Ways to automate your job search
Looking for a new job is a highly time-consuming task. If you’re currently employed, you likely don’t have much time to look for new opportunities, and if you’re unemployed, it can seem like your job search takes up your entire day.
By automating aspects of the hunt, you can focus on developing new skills, writing personalized letters and meeting with like-minded professionals. Here are four ways to automate your job search:
1. Network with local professionals
One of the best ways to find unique job opportunities is to network within your local community. Traditionally, professionals would attend alumni meetings or business association gatherings. But it’s 2017, and now you can network from the comfort of your home. The Muse recommended using the smartphone app Shapr. Think Tinder, but for professional purposes.
The app lets you chat with local professionals in a relaxed setting, so you can get to know the person before you decide to meet up in the real world. Always remember to take precautions to stay safe when meeting new people.
2. Set up Google Alerts
Typing in your desired job title into the Google search bar and hitting the refresh button every 15 minutes is not a productive way to spend the day. Instead, let Google do the searching for you!
Simply set up a Google Alert using a few keywords, then step away from your computer. You can tell Google how often you’d like to receive alerts, so you can adjust whether you’d like to get alerts as they happen or rather as a digest at the end of the week.
3. Create a professional social media profile
If you don’t have a LinkedIn profile yet, now is the time to make one. If you have one, but haven’t updated it in a while, you need to revisit your page. When a potential employer searches for you online, they’re likely to find your social media pages at the top of the results page.
Keep your personal profiles such as Facebook private so only your friends and family can see what you post.
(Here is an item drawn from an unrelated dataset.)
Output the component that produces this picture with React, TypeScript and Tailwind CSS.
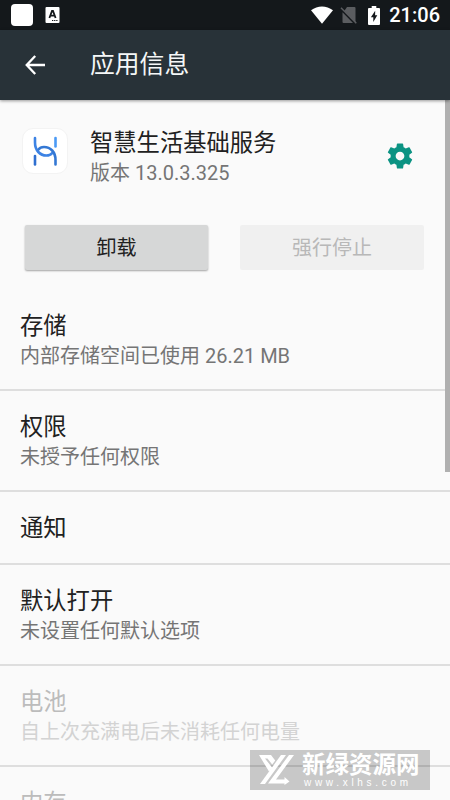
import React from 'react';

interface SettingRow {
  title: string;
  summary?: string;
  disabled?: boolean;
}

const rows: SettingRow[] = [
  { title: '存储', summary: '内部存储空间已使用 26.21 MB' },
  { title: '权限', summary: '未授予任何权限' },
  { title: '通知' },
  { title: '默认打开', summary: '未设置任何默认选项' },
  { title: '电池', summary: '自上次充满电后未消耗任何电量', disabled: true },
  { title: '内存', disabled: true },
];

const StatusBar: React.FC = () => (
  <div className="flex h-[30px] shrink-0 items-center bg-[#14181b] pl-[11px] pr-[10px]">
    <span className="h-[22px] w-[22px] rounded-[4px] bg-white" />
    <svg className="ml-3 h-4 w-[15px]" viewBox="0 0 15 16">
      <rect x="0.5" width="14" height="16" rx="1" fill="#fff" />
      <path d="M4.4 11 7 4h1l2.6 7M5.4 8.7h4.2" fill="none" stroke="#14181b" strokeWidth="1.8" />
      <path d="M7 13.5h6" stroke="#14181b" strokeWidth="1" strokeDasharray="1.3 0.8" />
    </svg>
    <svg className="ml-auto h-[18px] w-[22px]" viewBox="0 0 22 18">
      <path d="M0 4.2C6.6-.9 15.4-.9 22 4.2L11 17.8z" fill="#fff" />
    </svg>
    <svg className="ml-[7px] h-[18px] w-[18px]" viewBox="0 0 18 18">
      <path d="M7 1h7.5q1 0 1 1v14.5L4.3 5zM2.5 6.2 13 17H3.5q-1 0-1-1z" fill="#5b5d60" />
      <path d="M1 1.8 16.3 17.3" stroke="#5b5d60" strokeWidth="1.5" />
    </svg>
    <svg className="ml-[10px] h-[19px] w-3" viewBox="0 0 12 19">
      <path d="M1 2h2.7V0h4.6V2H11q1 0 1 1v15q0 1-1 1H1q-1 0-1-1V3q0-1 1-1z" fill="#fff" />
      <path d="M7.2 4.7 2.9 11.3h2.4v4.8l4-6.8H7.1z" fill="#14181b" />
    </svg>
    <span className="ml-[9px] font-['Roboto',sans-serif] text-[20px] leading-[30px] font-medium text-white">
      21:06
    </span>
  </div>
);

const BackIcon: React.FC = () => (
  <svg className="h-5 w-5" viewBox="0 0 20 20" fill="none" stroke="#fff" strokeWidth="2.3">
    <path d="M10.2 1 1.7 10l8.5 9M1.8 10H20" />
  </svg>
);

const GearIcon: React.FC = () => (
  <svg className="h-[30px] w-[30px]" viewBox="0 0 24 24" fill="#0b9383">
    <path d="M19.43 12.98c.04-.32.07-.64.07-.98s-.03-.66-.07-.98l2.11-1.65c.19-.15.24-.42.12-.64l-2-3.46c-.12-.22-.39-.3-.61-.22l-2.49 1c-.52-.4-1.08-.73-1.69-.98l-.38-2.65C14.46 2.18 14.25 2 14 2h-4c-.25 0-.46.18-.49.42l-.38 2.65c-.61.25-1.17.59-1.69.98l-2.49-1c-.23-.09-.49 0-.61.22l-2 3.46c-.13.22-.07.49.12.64l2.11 1.65c-.04.32-.07.65-.07.98s.03.66.07.98l-2.11 1.65c-.19.15-.24.42-.12.64l2 3.46c.12.22.39.3.61.22l2.49-1c.52.4 1.08.73 1.69.98l.38 2.65c.03.24.24.42.49.42h4c.25 0 .46-.18.49-.42l.38-2.65c.61-.25 1.17-.59 1.69-.98l2.49 1c.23.09.49 0 .61-.22l2-3.46c.12-.22.07-.49-.12-.64l-2.11-1.65zM12 15.5c-1.93 0-3.5-1.57-3.5-3.5s1.57-3.5 3.5-3.5 3.5 1.57 3.5 3.5-1.57 3.5-3.5 3.5z" />
  </svg>
);

const AppIcon: React.FC = () => (
  <div className="h-[46px] w-[46px] rounded-[11px] border border-[#f3f3f3] bg-white">
    <svg className="h-11 w-11" viewBox="0 0 44 44" fill="none" strokeWidth="2.6" strokeLinecap="round">
      <path d="M12 9v4.5c0 8 5 13 11.500 13 2.500 0 4.500-1 5.500-2.300" stroke="#3d83e4" />
      <path d="M32.500 35.500V31c0-8-5-13-11.500-13-2.500 0-4.500 1-5.300 2.300" stroke="#3478d4" />
      <path d="M32.500 9v8.500" stroke="#4b9af5" />
      <path d="M12 27v8.500" stroke="#2f6fd0" />
    </svg>
  </div>
);

const Watermark: React.FC = () => (
  <div className="absolute top-[750px] left-[250px] flex h-10 w-[180px] bg-black/20 text-white">
    <svg className="ml-[9px] mt-[5px] h-[30px] w-9" viewBox="0 0 36 30" fill="#fff">
      <path d="M0 0h12l4.200 5.500-3 4L8.500 3.500H6l7.500 9.500-3.500 3.500z" />
      <path d="M22 0h5L6 29H1z" />
      <path d="M30 0h5L17 24.500h8.500V22l5 4.500-5 3.500v-1.500H9z" />
    </svg>
    <div className="ml-[7px] flex flex-col">
      <span className="mt-[3px] h-[25px] text-[23.500px] leading-[25px] font-bold whitespace-nowrap">新绿资源网</span>
      <span className="ml-[2px] font-['Liberation_Sans',sans-serif] text-[10px] leading-[9px] tracking-[3.700px]">
        www.xlhs.com
      </span>
    </div>
  </div>
);

const Row: React.FC<{ row: SettingRow }> = ({ row }) => (
  <div className="shrink-0 border-b-2 border-[#dedede] pt-5 pb-[19px] pl-5">
    <div className={`text-[23.300px] leading-8 ${row.disabled ? 'text-[#bcbcbc]' : 'text-[#212121]'}`}>
      {row.title}
    </div>
    {row.summary && (
      <div className={`text-[20px] leading-7 ${row.disabled ? 'text-[#d3d3d3]' : 'text-[#757575]'}`}>
        {row.summary}
      </div>
    )}
  </div>
);

export default function App() {
  return (
    <div className="relative flex h-[800px] w-[450px] flex-col overflow-hidden bg-[#fafafa] font-['Roboto','Noto_Sans_CJK_SC',sans-serif]">
      <StatusBar />
      <header className="z-10 flex h-[70px] shrink-0 items-center bg-[#283238] pl-[25px] shadow-[0_1px_3px_rgba(0,0,0,0.4)]">
        <BackIcon />
        <h1 className="ml-[45px] text-[24.800px] leading-9 text-[#f5f7f7]">应用信息</h1>
      </header>

      <main className="flex h-[700px] shrink-0 flex-col">
        <section className="flex h-[125px] shrink-0 pl-[22px] pr-[35px] pt-7">
          <AppIcon />
          <div className="ml-[22px]">
            <div className="text-[23.300px] leading-[30px] text-[#212121]">智慧生活基础服务</div>
            <div className="text-[20px] leading-[30px] text-[#757575]">版本 13.0.3.325</div>
          </div>
          <div className="mt-[13px] ml-auto">
            <GearIcon />
          </div>
        </section>
        <section className="flex h-[65px] shrink-0 gap-8 px-[25px]">
          <button className="h-[45px] w-[183px] rounded-[2px] bg-[#d6d7d7] text-[20px] text-[#212121] shadow-[0_1px_2px_rgba(0,0,0,0.35)]">
            卸载
          </button>
          <button className="h-[45px] w-[184px] rounded-[2px] bg-[#f0f0f0] text-[20px] text-[#b8b8b8]" disabled>
            强行停止
          </button>
        </section>
        {rows.map(row => (
          <Row key={row.title} row={row} />
        ))}
      </main>

      <div className="absolute top-[100px] right-0 h-[372px] w-[5px] bg-[#b0b0b0]" />
      <Watermark />
    </div>
  );
}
Your LinkedIn profile, however, should be open to the public, so employers can get a better understanding of your experience and education. Recently, LinkedIn added a writing platform, where users can create and share articles with their network. If you have a niche specialty or unique insight about a professional topic, consider writing an article and publishing it on the platform.
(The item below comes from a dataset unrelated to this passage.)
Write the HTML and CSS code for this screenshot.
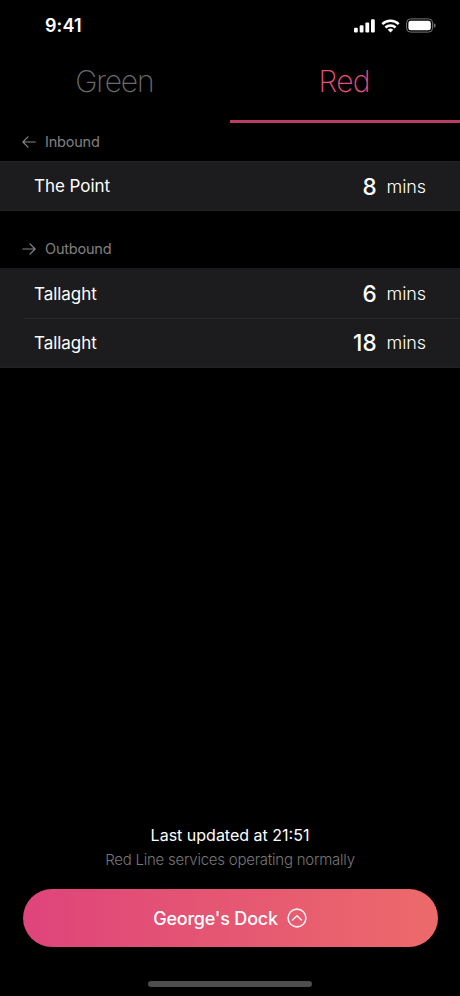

Don’t let your profile go stagnant for too long. Check back regularly to make updates as needed and find groups to engage with. The more connections you make, the more you increase your chances of meeting someone who can help with your career search.
4. Speak with a recruiter
“As recruiters we spend all day of our work lives networking and learning about openings in the current market and many times we are ‘keeping an eye out’ for that right role for our candidates. However, unless we have had some preliminary conversations and meetings with a candidate, we do not know what to let them know about. The advice I give most people is if you are not sure you want to be in the job you are in today a year from now, you should start a relationship with a professional recruiter who specializes in your field and local market. The job market shares numerous similarities to the stock market and one major similarity is that it is nearly impossible to time the market. If you are thinking of making a move in the next 12 months, the benefit to having a recruiter keeping an eye out for the right job is essential to landing the right fit for you in your next role.”
The only thing better than having a machine on your side is having the help of a professional recruiter. A recruiter will act as your personal cover letter, touting your expertise to their network of interested employers. Plus, an experienced recruiter can help you prepare for interviews and introduce you to new contacts.